Gelet op 5.2.1 ziet de Raad aanleiding de minister op te dragen om met inachtneming van deze uitspraak een nieuwe beslissing te nemen over de aan [betrokkene] toe te kennen gratificatie. De Raad gaat ervan uit dat de minister dit voortvarend ter hand neemt, gelet op het tijdsverloop vanaf de gratificatie-beschikking. Nu op grond van deze uitspraak alleen nog beslist moet worden over de wijze waarop de gratificatie aan [betrokkene] met ingang van 1 januari 2017 als lid van de AOE moet worden vastgesteld, acht de Raad een beslistermijn van zes weken in dit geval redelijk.

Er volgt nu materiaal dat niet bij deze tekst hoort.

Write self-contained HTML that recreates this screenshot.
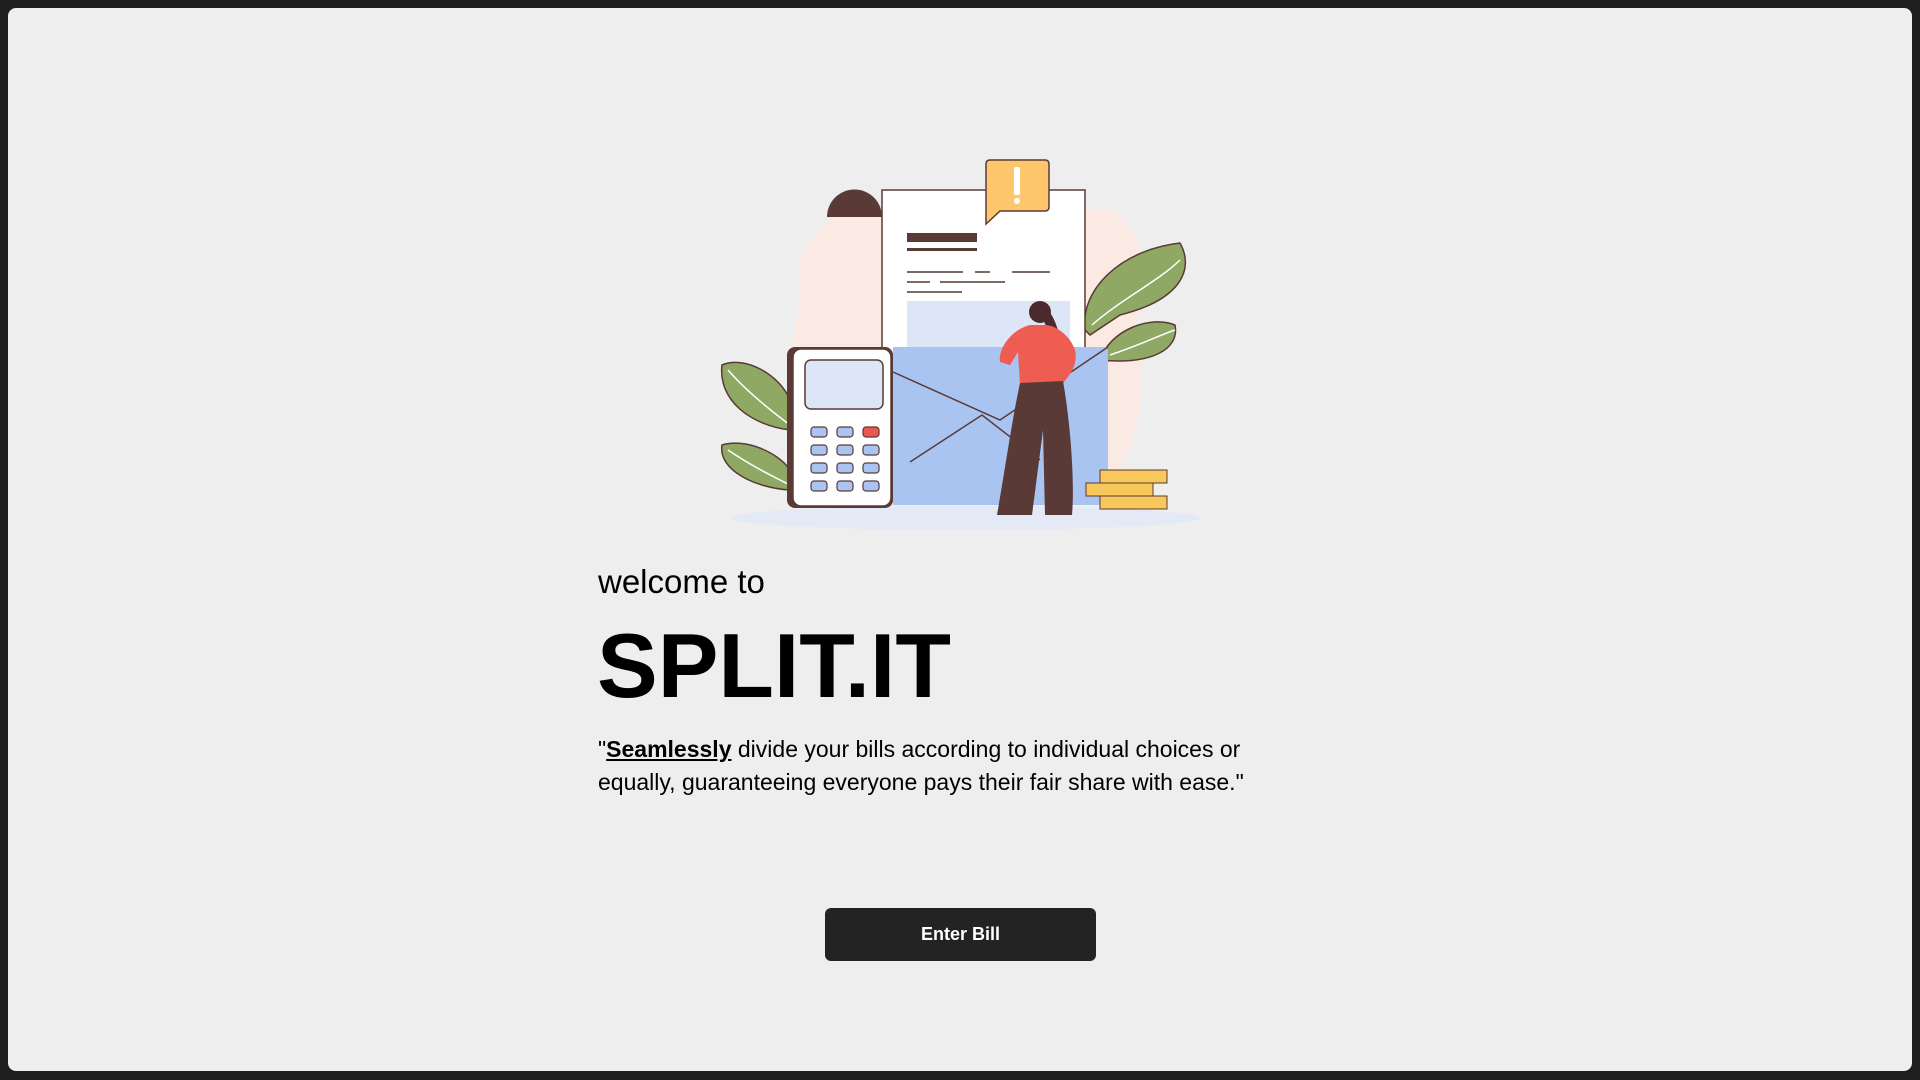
<!DOCTYPE html>
<html><head><meta charset="utf-8"><style>
html,body{margin:0;padding:0;width:1920px;height:1080px;background:#1e1e1e;overflow:hidden}
.frame{position:absolute;left:8px;top:8px;width:1904px;height:1063px;background:#eeeeee;border-radius:8px}
.t{position:absolute;font-family:"Liberation Sans",sans-serif;color:#000;white-space:nowrap;transform-origin:left top}
.btn{position:absolute;left:825px;top:908px;width:271px;height:53px;background:#232323;border-radius:6px;color:#fff;font:bold 18px "Liberation Sans",sans-serif;display:flex;align-items:center;justify-content:center}
</style></head><body>
<div class="frame"></div>
<svg style="position:absolute;left:0;top:0" width="1920" height="1080" viewBox="0 0 1920 1080">
<ellipse cx="965" cy="518" rx="235" ry="12" fill="#e3e9f5"/>
<path d="M800 300 C790 240 830 215 860 210 L1110 210 C1150 230 1150 290 1135 330 C1150 380 1140 430 1120 470 L800 470 C780 420 790 360 800 300Z" fill="#fbe9e3"/>
<path d="M790 430 C750 425 718 400 722 365 C745 355 780 375 790 400Z" fill="#8fa863" stroke="#5a3a36" stroke-width="1.5"/>
<path d="M790 490 C755 488 718 470 722 445 C745 438 778 452 790 470Z" fill="#8fa863" stroke="#5a3a36" stroke-width="1.5"/>
<path d="M728 370 C745 390 770 410 790 425 M728 450 C750 465 770 475 790 485" stroke="#fff" fill="none" stroke-width="1.5"/>
<path d="M1085 330 C1080 290 1120 250 1180 243 C1195 270 1180 300 1120 315 L1090 335Z" fill="#8fa863" stroke="#5a3a36" stroke-width="1.5"/>
<path d="M1100 360 C1110 330 1150 315 1175 325 C1180 350 1150 365 1100 360Z" fill="#8fa863" stroke="#5a3a36" stroke-width="1.5"/>
<path d="M1092 325 C1120 300 1160 280 1180 260 M1110 355 C1140 345 1160 335 1175 330" stroke="#fff" fill="none" stroke-width="1.5"/>
<rect x="882" y="190" width="203" height="260" fill="#fff" stroke="#5a3a36" stroke-width="1.5"/>
<path d="M827 217 A27 27 0 0 1 882 217 Z" fill="#5a3a36"/>
<rect x="907" y="233" width="70" height="9" fill="#5a3a36"/>
<rect x="907" y="248" width="70" height="3" fill="#5a3a36"/>
<g stroke="#7a6a68" stroke-width="2"><line x1="907" y1="272" x2="963" y2="272"/><line x1="975" y1="272" x2="990" y2="272"/><line x1="1012" y1="272" x2="1050" y2="272"/><line x1="907" y1="282" x2="930" y2="282"/><line x1="940" y1="282" x2="1005" y2="282"/><line x1="907" y1="292" x2="962" y2="292"/></g>
<rect x="907" y="301" width="163" height="57" fill="#dce6f7"/>
<rect x="893" y="347" width="215" height="158" fill="#aac4f2"/>
<path d="M893 372 L1000 420 L1108 347" fill="none" stroke="#5a3a36" stroke-width="1.5"/>
<path d="M910 462 L982 415 L1040 460" fill="none" stroke="#5a3a36" stroke-width="1.5"/>
<rect x="787" y="347" width="106" height="161" rx="8" fill="#5a3a36"/>
<rect x="793" y="349" width="98" height="157" rx="8" fill="#fff" stroke="#5a3a36" stroke-width="1.5"/>
<rect x="805" y="360" width="78" height="49" rx="6" fill="#dce6f7" stroke="#5a3a36" stroke-width="1.5"/>
<g fill="#aac4f2" stroke="#5a3a36" stroke-width="1.2">
<rect x="811" y="427" width="16" height="10" rx="3"/><rect x="837" y="427" width="16" height="10" rx="3"/><rect x="863" y="427" width="16" height="10" rx="3" fill="#e85850"/>
<rect x="811" y="445" width="16" height="10" rx="3"/><rect x="837" y="445" width="16" height="10" rx="3"/><rect x="863" y="445" width="16" height="10" rx="3"/>
<rect x="811" y="463" width="16" height="10" rx="3"/><rect x="837" y="463" width="16" height="10" rx="3"/><rect x="863" y="463" width="16" height="10" rx="3"/>
<rect x="811" y="481" width="16" height="10" rx="3"/><rect x="837" y="481" width="16" height="10" rx="3"/><rect x="863" y="481" width="16" height="10" rx="3"/></g>
<path d="M990 160 H1045 Q1049 160 1049 164 V207 Q1049 211 1045 211 H1000 L986 224 V164 Q986 160 990 160Z" fill="#fec76c" stroke="#5a3a36" stroke-width="1.5"/>
<rect x="1014" y="167" width="6" height="28" rx="2" fill="#fff"/><circle cx="1017" cy="201" r="3" fill="#fff"/>
<g fill="#f8c85a" stroke="#5a3a36" stroke-width="1"><rect x="1100" y="470" width="67" height="13"/><rect x="1086" y="483" width="67" height="13"/><rect x="1100" y="496" width="67" height="13"/></g>
<path d="M1036 305 C1050 305 1056 320 1062 345 C1058 350 1050 345 1048 330Z" fill="#4a2a2e"/>
<circle cx="1040" cy="312" r="11" fill="#4a2a2e"/>
<path d="M1030 325 C1010 330 998 350 1000 362 L1010 365 L1018 352 L1020 385 L1063 383 C1070 375 1078 365 1075 350 C1070 335 1055 325 1045 325Z" fill="#ef5d52"/>
<path d="M1020 383 L1063 381 C1070 420 1075 480 1072 515 L1045 515 L1043 430 L1032 515 L997 515 C1005 470 1012 420 1020 383Z" fill="#5a3a36"/>
</svg>
<div class="t" style="left:598px;top:563px;font-size:33px">welcome to</div>
<div class="t" style="left:597px;top:615px;font-size:91px;font-weight:bold">SPLIT.IT</div>
<div class="t" style="left:598px;top:733px;font-size:23px;line-height:33px">"<b style="text-decoration:underline">Seamlessly</b> divide your bills according to individual choices or<br>equally, guaranteeing everyone pays their fair share with ease."</div>
<div class="btn">Enter Bill</div>
</body></html>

6. De Raad ziet aanleiding om de minister met overeenkomstige toepassing van het Besluit proceskosten bestuursrecht te veroordelen in de kosten van [betrokkene] voor de in hoger beroep verleende rechtsbijstand. Deze worden begroot op NAf 1.400,- in hoger beroep.

Beslissing

De Raad:
-
bevestigtde aangevallen uitspraak;
-
draagtde minister
opbinnen zes weken met inachtneming van deze uitspraak een nieuwe beschikking te nemen over de aan [betrokkene] toe te kennen gratificatie vanaf 1 januari 2017;
-
veroordeeltde regering tot vergoeding van de proceskosten van [betrokkene] tot een bedrag van NAf 1.400,-.
Aldus gegeven door mr. W.H. Bel, voorzitter, en mr. J. Sybesma en mr. P. Klik als leden, uitgesproken in het openbaar op 24 januari 2024 in tegenwoordigheid van de griffier.